:: Records provided ::

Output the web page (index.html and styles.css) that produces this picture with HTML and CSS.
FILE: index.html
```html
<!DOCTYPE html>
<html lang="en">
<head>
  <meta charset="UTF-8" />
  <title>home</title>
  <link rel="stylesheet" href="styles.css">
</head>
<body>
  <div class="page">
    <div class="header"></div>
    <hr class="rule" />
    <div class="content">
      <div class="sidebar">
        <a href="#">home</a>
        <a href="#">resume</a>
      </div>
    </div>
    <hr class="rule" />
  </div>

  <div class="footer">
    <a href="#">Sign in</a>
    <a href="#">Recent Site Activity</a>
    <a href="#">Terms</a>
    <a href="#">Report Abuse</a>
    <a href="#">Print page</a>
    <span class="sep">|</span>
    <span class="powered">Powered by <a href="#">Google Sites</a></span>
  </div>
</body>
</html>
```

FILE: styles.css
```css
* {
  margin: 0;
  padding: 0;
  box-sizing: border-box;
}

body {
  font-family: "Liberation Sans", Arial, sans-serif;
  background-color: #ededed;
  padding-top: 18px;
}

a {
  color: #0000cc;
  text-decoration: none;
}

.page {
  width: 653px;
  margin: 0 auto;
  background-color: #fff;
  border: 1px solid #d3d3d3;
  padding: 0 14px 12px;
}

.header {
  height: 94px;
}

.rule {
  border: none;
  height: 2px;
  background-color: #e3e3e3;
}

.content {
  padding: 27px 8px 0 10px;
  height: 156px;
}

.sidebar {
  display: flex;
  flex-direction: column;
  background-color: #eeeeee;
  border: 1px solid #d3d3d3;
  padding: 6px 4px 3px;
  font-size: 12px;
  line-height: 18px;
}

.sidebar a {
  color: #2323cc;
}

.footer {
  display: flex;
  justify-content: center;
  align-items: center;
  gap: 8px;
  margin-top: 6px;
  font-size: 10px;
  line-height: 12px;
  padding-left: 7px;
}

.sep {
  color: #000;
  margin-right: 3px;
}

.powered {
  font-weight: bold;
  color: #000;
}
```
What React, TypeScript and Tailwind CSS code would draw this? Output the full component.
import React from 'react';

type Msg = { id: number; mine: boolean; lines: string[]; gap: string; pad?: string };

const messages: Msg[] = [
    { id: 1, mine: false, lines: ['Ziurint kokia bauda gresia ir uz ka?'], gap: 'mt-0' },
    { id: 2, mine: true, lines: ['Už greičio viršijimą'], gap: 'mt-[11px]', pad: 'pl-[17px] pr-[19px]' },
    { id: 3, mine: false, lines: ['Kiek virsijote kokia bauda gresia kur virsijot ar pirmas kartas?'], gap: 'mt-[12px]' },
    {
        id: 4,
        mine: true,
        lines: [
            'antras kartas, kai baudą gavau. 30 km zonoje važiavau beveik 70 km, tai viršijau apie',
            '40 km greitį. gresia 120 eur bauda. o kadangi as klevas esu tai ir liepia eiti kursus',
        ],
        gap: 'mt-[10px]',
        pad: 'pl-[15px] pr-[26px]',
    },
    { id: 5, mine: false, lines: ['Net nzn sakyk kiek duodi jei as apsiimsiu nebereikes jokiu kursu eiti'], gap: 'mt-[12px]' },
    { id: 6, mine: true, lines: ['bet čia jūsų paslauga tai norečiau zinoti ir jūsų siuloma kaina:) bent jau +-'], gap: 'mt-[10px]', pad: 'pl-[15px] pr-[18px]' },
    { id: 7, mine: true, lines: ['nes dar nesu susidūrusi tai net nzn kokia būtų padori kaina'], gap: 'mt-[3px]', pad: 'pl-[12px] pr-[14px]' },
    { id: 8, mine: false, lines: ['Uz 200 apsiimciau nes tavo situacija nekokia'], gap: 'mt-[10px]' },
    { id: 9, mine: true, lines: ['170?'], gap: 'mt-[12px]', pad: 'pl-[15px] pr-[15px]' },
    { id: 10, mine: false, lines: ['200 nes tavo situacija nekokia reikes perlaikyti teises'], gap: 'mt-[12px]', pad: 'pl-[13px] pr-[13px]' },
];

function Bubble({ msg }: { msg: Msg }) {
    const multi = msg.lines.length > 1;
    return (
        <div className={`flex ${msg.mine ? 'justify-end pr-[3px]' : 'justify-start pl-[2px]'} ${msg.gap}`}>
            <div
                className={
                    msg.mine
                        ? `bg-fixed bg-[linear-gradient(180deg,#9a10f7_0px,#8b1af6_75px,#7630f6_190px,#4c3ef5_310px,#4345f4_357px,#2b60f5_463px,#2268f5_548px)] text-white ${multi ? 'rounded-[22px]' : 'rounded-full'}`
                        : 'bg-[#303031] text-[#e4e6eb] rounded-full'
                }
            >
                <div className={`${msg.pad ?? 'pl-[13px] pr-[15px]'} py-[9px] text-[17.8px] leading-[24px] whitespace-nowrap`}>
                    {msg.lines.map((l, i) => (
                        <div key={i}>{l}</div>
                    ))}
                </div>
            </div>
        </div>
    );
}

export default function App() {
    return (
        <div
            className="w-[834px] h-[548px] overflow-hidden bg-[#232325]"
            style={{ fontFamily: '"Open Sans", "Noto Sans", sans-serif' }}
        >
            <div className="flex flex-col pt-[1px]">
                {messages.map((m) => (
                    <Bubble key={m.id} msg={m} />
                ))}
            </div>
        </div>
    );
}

:::

Request: Recite the full listing above exactly.

Written solution:
Output the web page (index.html and styles.css) that produces this picture with HTML and CSS.
FILE: index.html
```html
<!DOCTYPE html>
<html lang="en">
<head>
  <meta charset="UTF-8" />
  <title>home</title>
  <link rel="stylesheet" href="styles.css">
</head>
<body>
  <div class="page">
    <div class="header"></div>
    <hr class="rule" />
    <div class="content">
      <div class="sidebar">
        <a href="#">home</a>
        <a href="#">resume</a>
      </div>
    </div>
    <hr class="rule" />
  </div>

  <div class="footer">
    <a href="#">Sign in</a>
    <a href="#">Recent Site Activity</a>
    <a href="#">Terms</a>
    <a href="#">Report Abuse</a>
    <a href="#">Print page</a>
    <span class="sep">|</span>
    <span class="powered">Powered by <a href="#">Google Sites</a></span>
  </div>
</body>
</html>
```

FILE: styles.css
```css
* {
  margin: 0;
  padding: 0;
  box-sizing: border-box;
}

body {
  font-family: "Liberation Sans", Arial, sans-serif;
  background-color: #ededed;
  padding-top: 18px;
}

a {
  color: #0000cc;
  text-decoration: none;
}

.page {
  width: 653px;
  margin: 0 auto;
  background-color: #fff;
  border: 1px solid #d3d3d3;
  padding: 0 14px 12px;
}

.header {
  height: 94px;
}

.rule {
  border: none;
  height: 2px;
  background-color: #e3e3e3;
}

.content {
  padding: 27px 8px 0 10px;
  height: 156px;
}

.sidebar {
  display: flex;
  flex-direction: column;
  background-color: #eeeeee;
  border: 1px solid #d3d3d3;
  padding: 6px 4px 3px;
  font-size: 12px;
  line-height: 18px;
}

.sidebar a {
  color: #2323cc;
}

.footer {
  display: flex;
  justify-content: center;
  align-items: center;
  gap: 8px;
  margin-top: 6px;
  font-size: 10px;
  line-height: 12px;
  padding-left: 7px;
}

.sep {
  color: #000;
  margin-right: 3px;
}

.powered {
  font-weight: bold;
  color: #000;
}
```
What React, TypeScript and Tailwind CSS code would draw this? Output the full component.
import React from 'react';

type Msg = { id: number; mine: boolean; lines: string[]; gap: string; pad?: string };

const messages: Msg[] = [
    { id: 1, mine: false, lines: ['Ziurint kokia bauda gresia ir uz ka?'], gap: 'mt-0' },
    { id: 2, mine: true, lines: ['Už greičio viršijimą'], gap: 'mt-[11px]', pad: 'pl-[17px] pr-[19px]' },
    { id: 3, mine: false, lines: ['Kiek virsijote kokia bauda gresia kur virsijot ar pirmas kartas?'], gap: 'mt-[12px]' },
    {
        id: 4,
        mine: true,
        lines: [
            'antras kartas, kai baudą gavau. 30 km zonoje važiavau beveik 70 km, tai viršijau apie',
            '40 km greitį. gresia 120 eur bauda. o kadangi as klevas esu tai ir liepia eiti kursus',
        ],
        gap: 'mt-[10px]',
        pad: 'pl-[15px] pr-[26px]',
    },
    { id: 5, mine: false, lines: ['Net nzn sakyk kiek duodi jei as apsiimsiu nebereikes jokiu kursu eiti'], gap: 'mt-[12px]' },
    { id: 6, mine: true, lines: ['bet čia jūsų paslauga tai norečiau zinoti ir jūsų siuloma kaina:) bent jau +-'], gap: 'mt-[10px]', pad: 'pl-[15px] pr-[18px]' },
    { id: 7, mine: true, lines: ['nes dar nesu susidūrusi tai net nzn kokia būtų padori kaina'], gap: 'mt-[3px]', pad: 'pl-[12px] pr-[14px]' },
    { id: 8, mine: false, lines: ['Uz 200 apsiimciau nes tavo situacija nekokia'], gap: 'mt-[10px]' },
    { id: 9, mine: true, lines: ['170?'], gap: 'mt-[12px]', pad: 'pl-[15px] pr-[15px]' },
    { id: 10, mine: false, lines: ['200 nes tavo situacija nekokia reikes perlaikyti teises'], gap: 'mt-[12px]', pad: 'pl-[13px] pr-[13px]' },
];

function Bubble({ msg }: { msg: Msg }) {
    const multi = msg.lines.length > 1;
    return (
        <div className={`flex ${msg.mine ? 'justify-end pr-[3px]' : 'justify-start pl-[2px]'} ${msg.gap}`}>
            <div
                className={
                    msg.mine
                        ? `bg-fixed bg-[linear-gradient(180deg,#9a10f7_0px,#8b1af6_75px,#7630f6_190px,#4c3ef5_310px,#4345f4_357px,#2b60f5_463px,#2268f5_548px)] text-white ${multi ? 'rounded-[22px]' : 'rounded-full'}`
                        : 'bg-[#303031] text-[#e4e6eb] rounded-full'
                }
            >
                <div className={`${msg.pad ?? 'pl-[13px] pr-[15px]'} py-[9px] text-[17.8px] leading-[24px] whitespace-nowrap`}>
                    {msg.lines.map((l, i) => (
                        <div key={i}>{l}</div>
                    ))}
                </div>
            </div>
        </div>
    );
}

export default function App() {
    return (
        <div
            className="w-[834px] h-[548px] overflow-hidden bg-[#232325]"
            style={{ fontFamily: '"Open Sans", "Noto Sans", sans-serif' }}
        >
            <div className="flex flex-col pt-[1px]">
                {messages.map((m) => (
                    <Bubble key={m.id} msg={m} />
                ))}
            </div>
        </div>
    );
}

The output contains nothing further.